WRITTEN EXERCISE | Your task is to extract every entry that follows word for word while excluding the pictures.

PROVIDED ENTRIES |
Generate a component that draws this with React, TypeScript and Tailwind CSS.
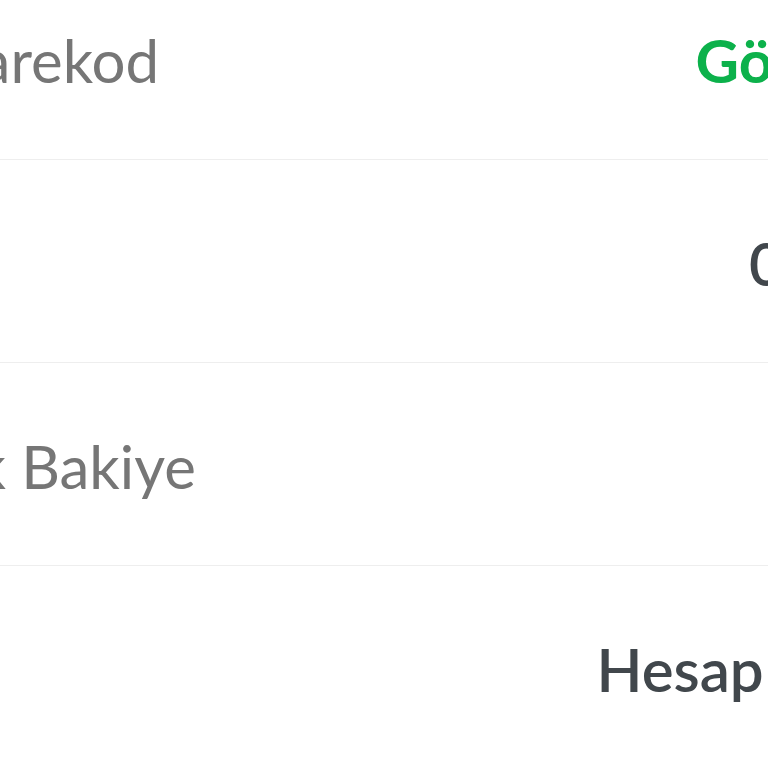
import React from 'react';
import { ChevronRight } from 'lucide-react';

interface Row {
  label?: string;
  value: string;
  accent?: boolean;
}

const rows: Row[] = [
  { label: 'Karekod', value: 'Göster', accent: true },
  { value: '0,00TL' },
  { label: 'Ek Bakiye', value: '' },
  { value: 'Hesap Bilgisi' },
];

export default function App() {
  return (
    <div className="h-screen w-full overflow-hidden bg-white" style={{ fontFamily: 'Lato, "Open Sans", sans-serif' }}>
      <div className="-mt-[43px] -ml-[59px] w-[993px]">
        {rows.map((row, i) => (
          <div
            key={i}
            className="flex h-[203px] items-center justify-between border-b border-[#eeeeee] pt-1 text-[60px] leading-none"
          >
            <span className="whitespace-nowrap text-[#767676]">{row.label}</span>
            {row.accent ? (
              <span className="flex items-center gap-[18px] whitespace-nowrap font-bold text-[#0cb14b]">
                {row.value}
                <ChevronRight className="h-10 w-10" strokeWidth={3} />
              </span>
            ) : (
              <span className="whitespace-nowrap font-semibold text-[#41474c]">{row.value}</span>
            )}
          </div>
        ))}
      </div>
    </div>
  );
}
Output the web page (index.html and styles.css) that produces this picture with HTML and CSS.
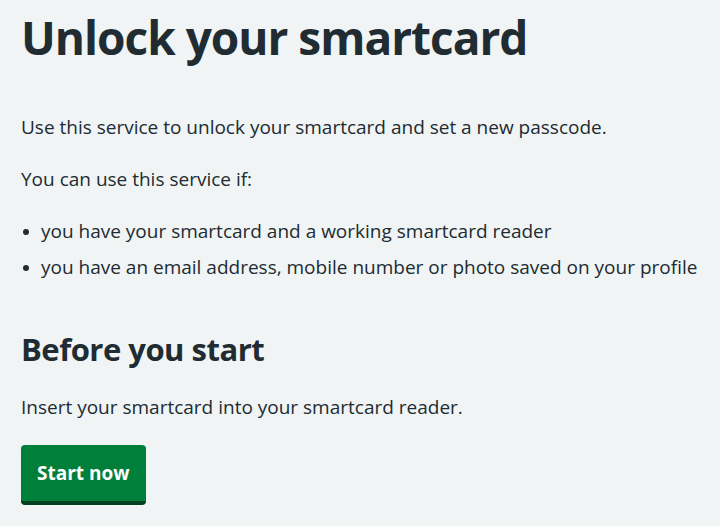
FILE: index.html
```html
<!DOCTYPE html>
<html lang="en">
<head>
<meta charset="utf-8">
<title>Unlock your smartcard</title>
<link rel="stylesheet" href="styles.css">
</head>
<body>
<main class="page">
  <h1 class="title">Unlock your smartcard</h1>
  <p class="body">Use this service to unlock your smartcard and set a new passcode.</p>
  <p class="body">You can use this service if:</p>
  <ul class="list">
    <li>you have your smartcard and a working smartcard reader</li>
    <li>you have an email address, mobile number or photo saved on your profile</li>
  </ul>
  <h2 class="subtitle">Before you start</h2>
  <p class="body">Insert your smartcard into your smartcard reader.</p>
  <a class="button" href="#">Start now</a>
</main>
</body>
</html>
```
FILE: styles.css
```css
html, body {
  margin: 0;
  padding: 0;
  background: #f0f4f5;
}
body {
  font-family: "Open Sans", "Noto Sans", Arial, sans-serif;
  color: #212b32;
}
.page {
  padding: 9px 21px 0;
}
.title {
  font-size: 46px;
  line-height: 56px;
  letter-spacing: -1px;
  font-weight: 700;
  margin: 0 0 48px;
}
.body {
  font-size: 19px;
  line-height: 28px;
  margin: 0 0 24px;
}
.list {
  list-style: none;
  padding: 0;
  margin: 0 0 48px;
  font-size: 19px;
  line-height: 28px;
}
.list li {
  position: relative;
  padding-left: 20px;
  margin-bottom: 8px;
}
.list li::before {
  content: "";
  position: absolute;
  left: 2px;
  top: 12px;
  width: 6px;
  height: 6px;
  border-radius: 50%;
  background: #212b32;
}
.subtitle {
  font-size: 31px;
  line-height: 40px;
  letter-spacing: -0.5px;
  font-weight: 700;
  margin: 0 0 24px;
}
.button {
  display: inline-block;
  background: #007f3b;
  color: #fff;
  font-size: 19px;
  line-height: 28px;
  font-weight: 700;
  text-decoration: none;
  padding: 14px 16px;
  border-radius: 4px;
  border-bottom: 4px solid #00401e;
}
```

RESULT OF THE TASK |
Generate a component that draws this with React, TypeScript and Tailwind CSS.
import React from 'react';
import { ChevronRight } from 'lucide-react';

interface Row {
  label?: string;
  value: string;
  accent?: boolean;
}

const rows: Row[] = [
  { label: 'Karekod', value: 'Göster', accent: true },
  { value: '0,00TL' },
  { label: 'Ek Bakiye', value: '' },
  { value: 'Hesap Bilgisi' },
];

export default function App() {
  return (
    <div className="h-screen w-full overflow-hidden bg-white" style={{ fontFamily: 'Lato, "Open Sans", sans-serif' }}>
      <div className="-mt-[43px] -ml-[59px] w-[993px]">
        {rows.map((row, i) => (
          <div
            key={i}
            className="flex h-[203px] items-center justify-between border-b border-[#eeeeee] pt-1 text-[60px] leading-none"
          >
            <span className="whitespace-nowrap text-[#767676]">{row.label}</span>
            {row.accent ? (
              <span className="flex items-center gap-[18px] whitespace-nowrap font-bold text-[#0cb14b]">
                {row.value}
                <ChevronRight className="h-10 w-10" strokeWidth={3} />
              </span>
            ) : (
              <span className="whitespace-nowrap font-semibold text-[#41474c]">{row.value}</span>
            )}
          </div>
        ))}
      </div>
    </div>
  );
}
Output the web page (index.html and styles.css) that produces this picture with HTML and CSS.
FILE: index.html
```html
<!DOCTYPE html>
<html lang="en">
<head>
<meta charset="utf-8">
<title>Unlock your smartcard</title>
<link rel="stylesheet" href="styles.css">
</head>
<body>
<main class="page">
  <h1 class="title">Unlock your smartcard</h1>
  <p class="body">Use this service to unlock your smartcard and set a new passcode.</p>
  <p class="body">You can use this service if:</p>
  <ul class="list">
    <li>you have your smartcard and a working smartcard reader</li>
    <li>you have an email address, mobile number or photo saved on your profile</li>
  </ul>
  <h2 class="subtitle">Before you start</h2>
  <p class="body">Insert your smartcard into your smartcard reader.</p>
  <a class="button" href="#">Start now</a>
</main>
</body>
</html>
```
FILE: styles.css
```css
html, body {
  margin: 0;
  padding: 0;
  background: #f0f4f5;
}
body {
  font-family: "Open Sans", "Noto Sans", Arial, sans-serif;
  color: #212b32;
}
.page {
  padding: 9px 21px 0;
}
.title {
  font-size: 46px;
  line-height: 56px;
  letter-spacing: -1px;
  font-weight: 700;
  margin: 0 0 48px;
}
.body {
  font-size: 19px;
  line-height: 28px;
  margin: 0 0 24px;
}
.list {
  list-style: none;
  padding: 0;
  margin: 0 0 48px;
  font-size: 19px;
  line-height: 28px;
}
.list li {
  position: relative;
  padding-left: 20px;
  margin-bottom: 8px;
}
.list li::before {
  content: "";
  position: absolute;
  left: 2px;
  top: 12px;
  width: 6px;
  height: 6px;
  border-radius: 50%;
  background: #212b32;
}
.subtitle {
  font-size: 31px;
  line-height: 40px;
  letter-spacing: -0.5px;
  font-weight: 700;
  margin: 0 0 24px;
}
.button {
  display: inline-block;
  background: #007f3b;
  color: #fff;
  font-size: 19px;
  line-height: 28px;
  font-weight: 700;
  text-decoration: none;
  padding: 14px 16px;
  border-radius: 4px;
  border-bottom: 4px solid #00401e;
}
```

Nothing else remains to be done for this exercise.